IKEAなどに行くと、良い匂いのする花びらが入っているガラス容器があったりします。あの容器内に入っている乾燥した花びらがポプリです。ポプリには乾燥させた花びらなどに匂いをつけるドライポプリとアロマのようにボプリオイルを熱するリキッドポプリがあります。
以前に匂いつきのキャンドルやエッセンシャルオイルなどは猫には危険であるという記事を書きましたが、このポプリは猫には安全なのでしょうか?それとも危険なのでしょうか?
エッセンシャルオイルの有無
ドライポプリやリキッドポプリの香り付けにエッセンシャルオイルが使用されている場合があります。エッセンシャルオイルは猫が匂いを嗅ぐだけで、肝臓に悪影響を与えます。そのため、エッセンシャルオイルを使用しているポプリは猫には有害になります1)。
ドライポプリ
市販のドライポプリの多くにはエッセンシャルオイルが使用されていないことも多いです(必ず確認してください)。そのため、そこまで匂いについては問題はありません。しかし、猫がこのポプリを食べてしまうと問題です。匂いは猫の興味をそそるため、ポプリを探索します。その探索行動にて猫がポプリを食べてしまうことがあります。猫がポプリを吐き出すことができれば良いですが、吐き出せなかった場合には胃腸を傷つけてしまいます。

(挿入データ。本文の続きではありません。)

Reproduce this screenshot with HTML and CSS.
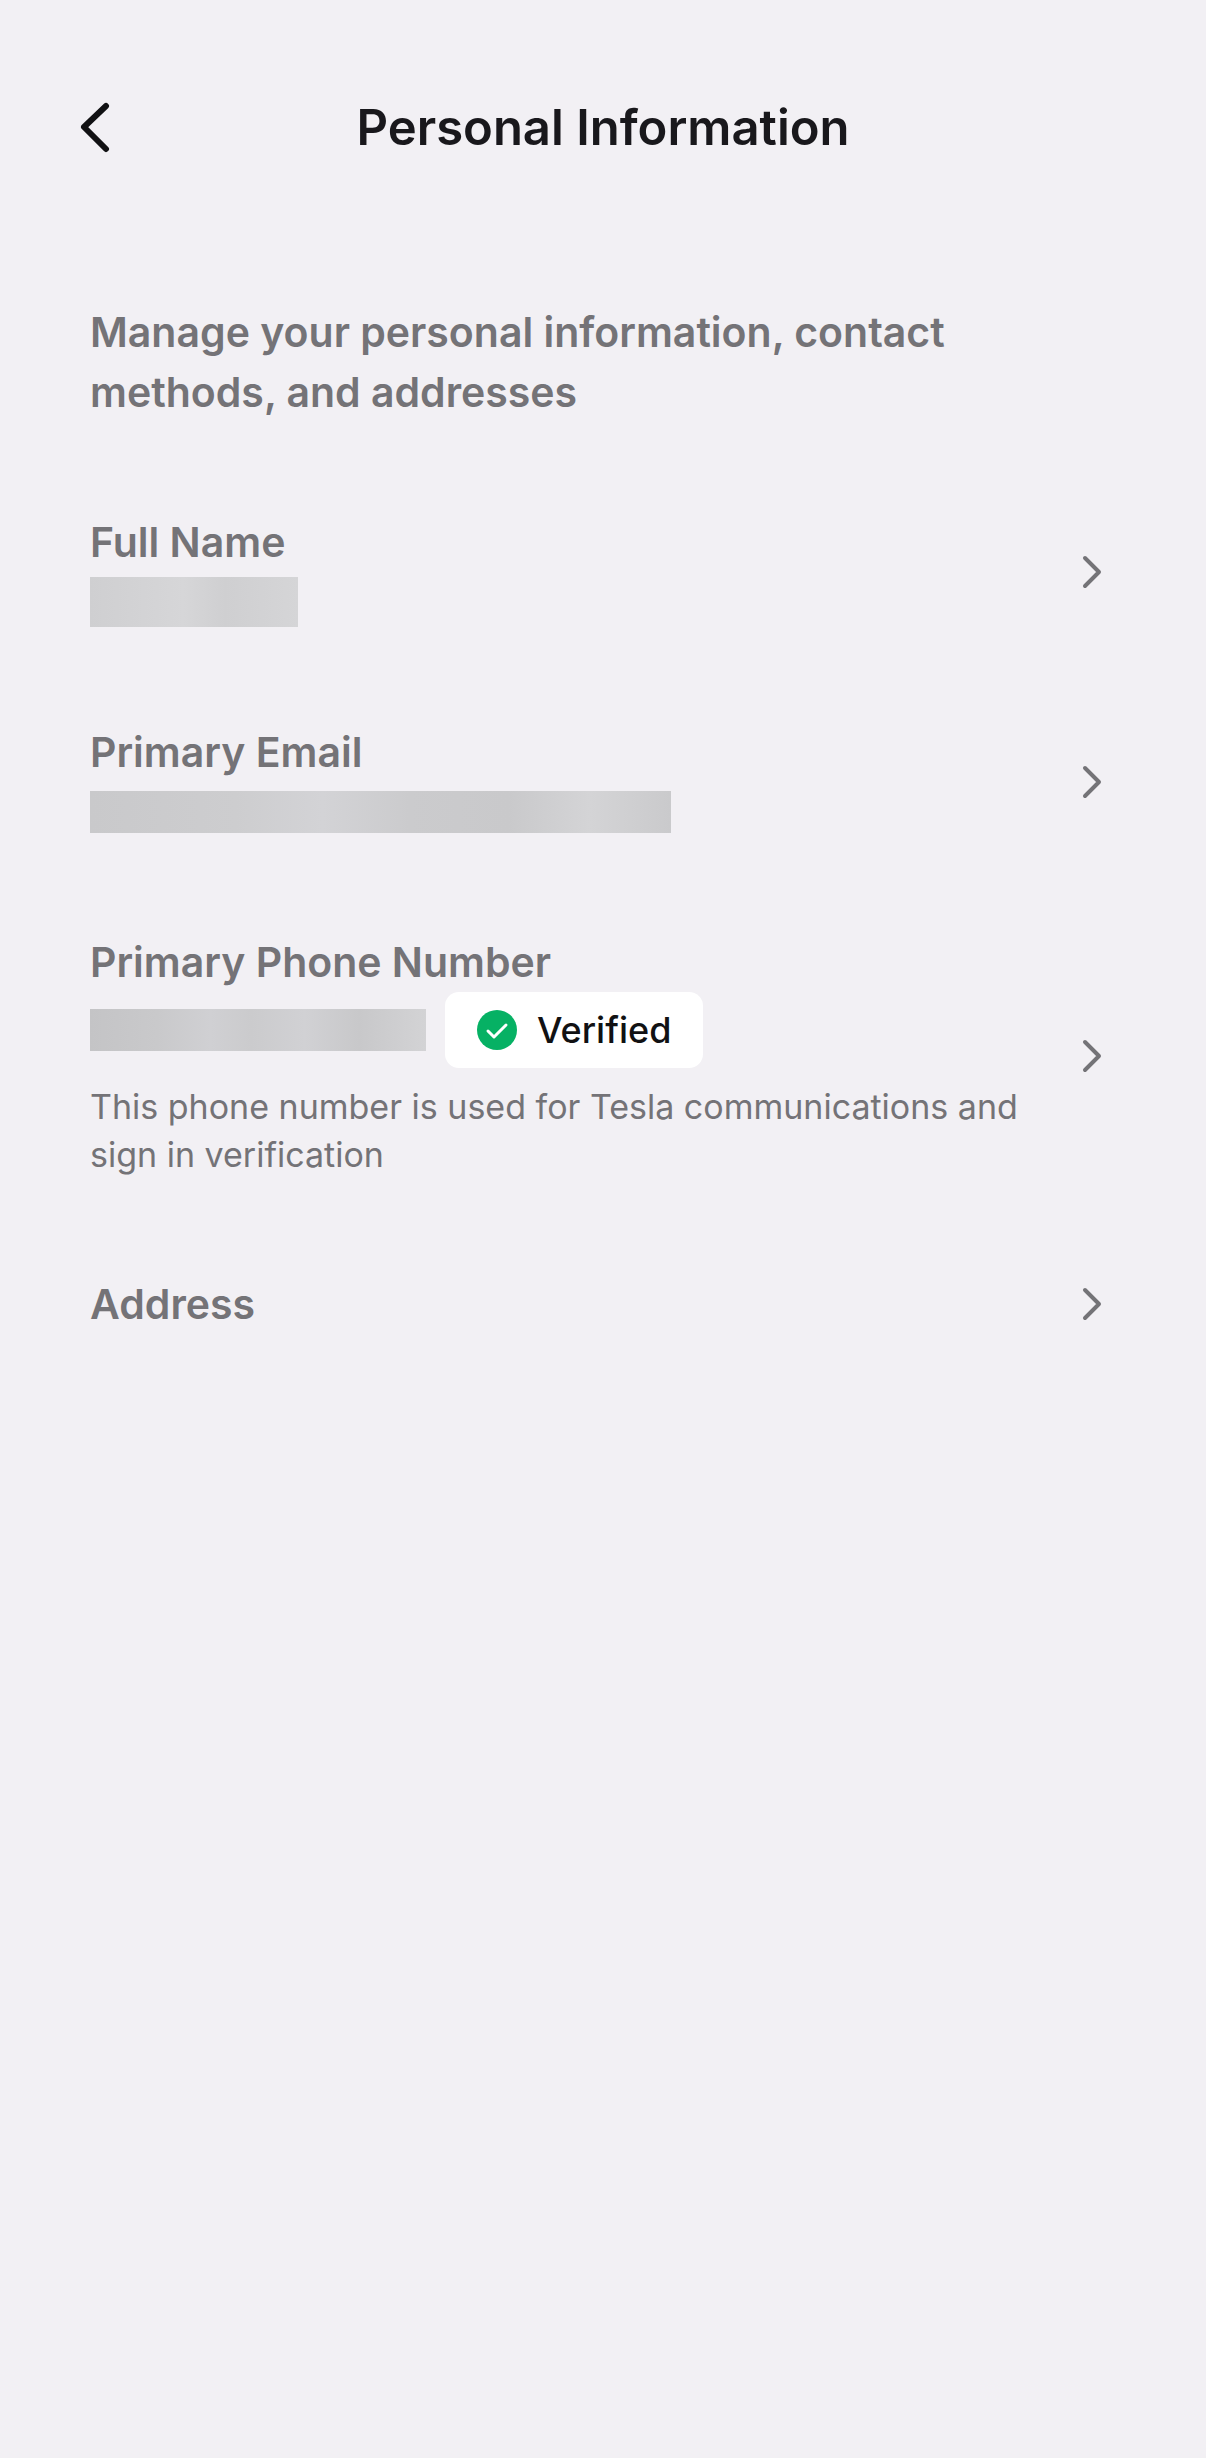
FILE: index.html
```
<!DOCTYPE html>
<html lang="en">
<head>
    <meta charset="UTF-8">
    <meta name="viewport" content="width=device-width, initial-scale=1.0">
    <title>Personal Information</title>
    <link rel="stylesheet" href="styles.css">
</head>
<body>
    <header class="header">
        <button class="back-button" type="button" aria-label="Back">
            <svg viewBox="0 0 32 52" width="32" height="52"><path d="M28 4 L6 25 L28 47"/></svg>
        </button>
        <h1>Personal Information</h1>
    </header>
    <main class="content">
        <p class="intro">Manage your personal information, contact methods, and addresses</p>
        <ul class="settings">
            <li>
                <a class="row" href="#name">
                    <span class="details">
                        <span class="label">Full Name</span>
                        <span class="value"><span class="redacted redacted-name"></span></span>
                    </span>
                    <svg class="chevron" viewBox="0 0 20 36" width="20" height="36"><path d="M3 4 L17 18 L3 32"/></svg>
                </a>
            </li>
            <li>
                <a class="row" href="#email">
                    <span class="details">
                        <span class="label">Primary Email</span>
                        <span class="value"><span class="redacted redacted-email"></span></span>
                    </span>
                    <svg class="chevron" viewBox="0 0 20 36" width="20" height="36"><path d="M3 4 L17 18 L3 32"/></svg>
                </a>
            </li>
            <li>
                <a class="row" href="#phone">
                    <span class="details">
                        <span class="label">Primary Phone Number</span>
                        <span class="value">
                            <span class="redacted redacted-phone"></span>
                            <span class="verified">
                                <svg viewBox="0 0 40 40" width="40" height="40"><circle cx="20" cy="20" r="20"/><path d="M11 21 L17 27 L29 15"/></svg>
                                Verified
                            </span>
                        </span>
                        <span class="note">This phone number is used for Tesla communications and sign in verification</span>
                    </span>
                    <svg class="chevron" viewBox="0 0 20 36" width="20" height="36"><path d="M3 4 L17 18 L3 32"/></svg>
                </a>
            </li>
            <li>
                <a class="row" href="#address">
                    <span class="details">
                        <span class="label">Address</span>
                    </span>
                    <svg class="chevron" viewBox="0 0 20 36" width="20" height="36"><path d="M3 4 L17 18 L3 32"/></svg>
                </a>
            </li>
        </ul>
    </main>
</body>
</html>
```
FILE: styles.css
```
* {
    box-sizing: border-box;
}
body {
    margin: 0;
    min-height: 100vh;
    background-color: #f2f0f4;
    color: #19181c;
    font-family: Inter, Arial, sans-serif;
}
.header {
    display: grid;
    grid-template-columns: 60px 1fr 60px;
    align-items: center;
    padding: 96px 72px 0;
}
.header h1 {
    margin: 0;
    font-size: 49px;
    line-height: 64px;
    font-weight: 600;
    text-align: center;
}
.back-button {
    display: flex;
    padding: 0 6px;
    border: none;
    background: none;
    cursor: pointer;
}
.back-button path {
    fill: none;
    stroke: #111113;
    stroke-width: 6;
    stroke-linecap: round;
    stroke-linejoin: round;
}
.content {
    padding: 142px 90px;
}
.intro {
    margin: 0;
    max-width: 900px;
    color: #747377;
    font-size: 41px;
    line-height: 60px;
    font-weight: 600;
}
.settings {
    list-style: none;
    margin: 90px 0 0;
    padding: 0;
    display: flex;
    flex-direction: column;
    gap: 90px;
}
.row {
    display: flex;
    align-items: center;
    justify-content: space-between;
    min-height: 70px;
    padding-right: 14px;
    color: #747377;
    text-decoration: none;
}
.details {
    display: flex;
    flex-direction: column;
    max-width: 960px;
}
.label {
    font-size: 41px;
    line-height: 60px;
    font-weight: 600;
}
.value {
    display: flex;
    align-items: center;
    gap: 19px;
    min-height: 60px;
}
.chevron {
    flex: none;
    fill: none;
    stroke: #747377;
    stroke-width: 4;
    stroke-linecap: round;
    stroke-linejoin: round;
}
/* Hidden personal values */
.redacted {
    height: 42px;
}
.redacted-name {
    width: 208px;
    height: 50px;
    background: linear-gradient(to right, #cfcfd1, #d6d6d8 45%, #cfcfd1 65%, #d5d5d7);
}
.redacted-email {
    width: 581px;
    background: linear-gradient(to right, #c9c9cb, #cdcdcf 25%, #d3d3d6 40%, #cbcbcd 55%, #c9c9cb 72%, #d4d4d6 86%, #cacacc);
}
.redacted-phone {
    width: 336px;
    background: linear-gradient(to right, #c4c4c6, #c9c9cb 20%, #d0d0d3 36%, #cbcbcd 48%, #d1d1d4 64%, #c8c8ca 80%, #d3d3d5);
}
.verified {
    display: flex;
    align-items: center;
    gap: 20px;
    padding: 0 32px;
    height: 76px;
    border-radius: 14px;
    background-color: #ffffff;
    color: #111113;
    font-size: 36px;
    font-weight: 500;
}
.verified circle {
    fill: #06b164;
}
.verified path {
    fill: none;
    stroke: #ffffff;
    stroke-width: 3;
    stroke-linecap: round;
    stroke-linejoin: round;
}
.note {
    margin-top: 15px;
    font-size: 34px;
    line-height: 48px;
}
```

ドライポプリを使用する際には猫の手が届かないところに置きましょう。また、ドライポプリを作る時にはエッセンシャルオイルは絶対に使用しないようにして下さい。
リキッドポプリ
海外ではポプリウォーマーなどを利用して、キャンドルなどでポプリオイルを熱することで、香りを室内に充満させ、リキッドポプリを楽しむことが多いです。しかし、こちらはドライポプリよりも危険です。
リキッドポプリを使用していると、当然猫が探索を始め、ポプリオイルを手で触ったり、体を擦りつけたりします。この時点で化学的な炎症が起こります。また、猫が毛づくろいすると、それらのポプリオイルが猫の口や目に入り、とても危険な状態になります。その原因となる化学物質が陽イオン界面活性剤になります。
陽イオン界面活性剤
ポプリオイルには柔軟剤などでよく使用される陽イオン界面活性剤が含まれています。猫が陽イオン界面活性剤に触れると数時間で皮膚に炎症が起こり、皮膚に発赤や痛み、潰瘍などが認められるようになります2)。
猫が陽イオン界面活性剤を口にすると、数時間で口や舌、咽頭、食道、肺などの粘膜に炎症が起こります。神経系にも作用し、うつ状態を引き起こすことも知られています。このため、口内炎や胃潰瘍、唾液の過剰分泌、呼吸困難、うつなどが症状として観察されます2)。
また、毛づくろいの際に目に入ることが多く、その際には角膜に炎症が起こるため、目に激痛が走ります2)。
まとめ
ドライポプリは猫の届かないところで使用すれば問題ありません。リキッドポプリについては万が一のことを考えると猫を飼っている家庭での使用は避けた方が良いかもしれません。また、ポプリの種類にかかわらず、エッセンシャルオイルが使用されているポプリは匂いも有害ですので購入の際には注意しましょう。
参考文献
1) POISINDEX® editorial staff: Cationic detergents (Toxicologic Managements). POISINDEX® System, Vol. 100 (B.H. Rumack et al., eds.). MICROMEDEX, Englewood, Colo., expires 12/99.
2) Kore, A.M. et al.: Toxicology of household cleaning products and disinfectants. Vet. Clin. North Am. (Small Anim. Pract.) 20 (2): 525-537; 1990.